DATASET EXTRACT
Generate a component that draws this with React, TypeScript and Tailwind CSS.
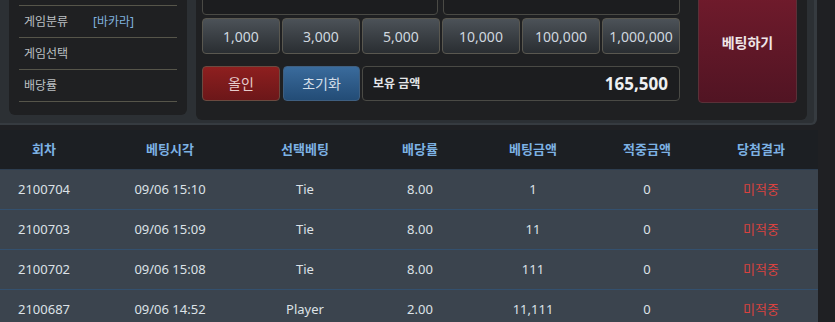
import React from "react";

const font = { fontFamily: '"Noto Sans", "Noto Sans CJK KR", sans-serif' };

const chips = ["1,000", "3,000", "5,000", "10,000", "100,000", "1,000,000"];

const rows = [
  ["2100704", "09/06 15:10", "Tie", "8.00", "1", "0", "미적중"],
  ["2100703", "09/06 15:09", "Tie", "8.00", "11", "0", "미적중"],
  ["2100702", "09/06 15:08", "Tie", "8.00", "111", "0", "미적중"],
  ["2100687", "09/06 14:52", "Player", "2.00", "11,111", "0", "미적중"],
];

const headers = ["회차", "베팅시각", "선택베팅", "배당률", "베팅금액", "적중금액", "당첨결과"];

const gridCols = "grid grid-cols-[88px_164px_106px_124px_102px_126px_102px]";

export default function App() {
  return (
    <div className="w-[835px] h-[322px] bg-[#1f2023] overflow-hidden" style={font}>
      {/* top panel */}
      <div className="w-[817px] h-[125px] bg-[#2c3034] rounded-br-[6px] flex pl-[9px] border-r-[3px] border-b-[2px] border-[#363b40]">
        {/* left info panel */}
        <div className="w-[178px] h-[115px] bg-[#1f2022] rounded-b-[6px] px-[10px]">
          <div className="h-[6px] border-b border-[#56554a]" />
          <div className="h-[32px] border-b border-[#56554a] flex items-center pl-[5px] text-[12px] text-[#bcc0c4]">
            <span className="w-[69px]">게임분류</span>
            <span className="text-[#7fb2df]">[바카라]</span>
          </div>
          <div className="h-[32px] border-b border-[#56554a] flex items-center pl-[5px] text-[12px] text-[#bcc0c4]">
            게임선택
          </div>
          <div className="h-[32px] border-b border-[#56554a] flex items-center pl-[5px] text-[12px] text-[#bcc0c4]">
            배당률
          </div>
        </div>
        {/* middle panel */}
        <div className="ml-[9px] w-[611px] h-[120px] bg-[#1f2022] rounded-b-[6px] flex pl-[6px]">
          <div className="w-[478px] flex flex-col">
            <div className="flex gap-[5px] mt-[-10px] h-[25px]">
              <div className="w-[236px] h-full border border-[#4a4a45] rounded-[4px] bg-[#1c1d1f]" />
              <div className="w-[237px] h-full border border-[#4a4a45] rounded-[4px] bg-[#1c1d1f]" />
            </div>
            <div className="flex gap-[2px] mt-[3px] h-[36px]">
              {chips.map((c) => (
                <div
                  key={c}
                  className="w-[78px] h-full rounded-[4px] border border-[#5a5850] bg-gradient-to-b from-[#4c5258] to-[#2a2e32] flex items-center justify-center text-[14px] text-[#cfd7df]"
                >
                  {c}
                </div>
              ))}
            </div>
            <div className="flex mt-[12px] h-[35px]">
              <div className="w-[78px] h-full rounded-[4px] border border-[#6b4a40] bg-gradient-to-b from-[#8e1f1f] to-[#6c1719] flex items-center justify-center text-[14px] text-[#e6cccc]">
                올인
              </div>
              <div className="ml-[3px] w-[77px] h-full rounded-[4px] border border-[#3f5f80] bg-gradient-to-b from-[#3a6b9c] to-[#234c76] flex items-center justify-center text-[14px] text-[#d3dee9]">
                초기화
              </div>
              <div className="ml-[2px] w-[318px] h-full rounded-[4px] border border-[#4a4a45] bg-[#1c1d1f] flex items-center justify-between pl-[10px] pr-[11px]">
                <span className="text-[12px] font-bold text-[#e4e6e8]">보유 금액</span>
                <span className="text-[17px] font-bold text-[#eef0f2]">165,500</span>
              </div>
            </div>
          </div>
          <div className="ml-[18px] mt-[-10px] w-[99px] h-[113px] rounded-[4px] border border-[#5a3038] bg-gradient-to-b from-[#711b2c] to-[#511423] flex items-center justify-center pb-[8px]">
            <span className="text-[14px] font-bold text-[#f0e6e8]">베팅하기</span>
          </div>
        </div>
      </div>

      {/* table */}
      <div className="mt-[5px] w-[818px]">
        <div className={`${gridCols} h-[40px] bg-[#1c1f23] border-b border-[#2e3e50] items-center`}>
          {headers.map((h) => (
            <div key={h} className="text-center text-[13px] font-bold text-[#7db2e4]">
              {h}
            </div>
          ))}
        </div>
        {rows.map((r, i) => (
          <div
            key={i}
            className={`${gridCols} h-[40px] bg-[#3b444e] border-b border-[#33506e] items-center`}
          >
            {r.map((cell, j) => (
              <div
                key={j}
                className={`text-center text-[13px] ${j === 6 ? "text-[#d9423f]" : "text-[#dde2e7]"}`}
              >
                {cell}
              </div>
            ))}
          </div>
        ))}
      </div>
    </div>
  );
}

WHAT IS NEEDED
From the listing above, copy out each line where the word "React" appears.

COMPLETE RESPONSE
Generate a component that draws this with React, TypeScript and Tailwind CSS.
import React from "react";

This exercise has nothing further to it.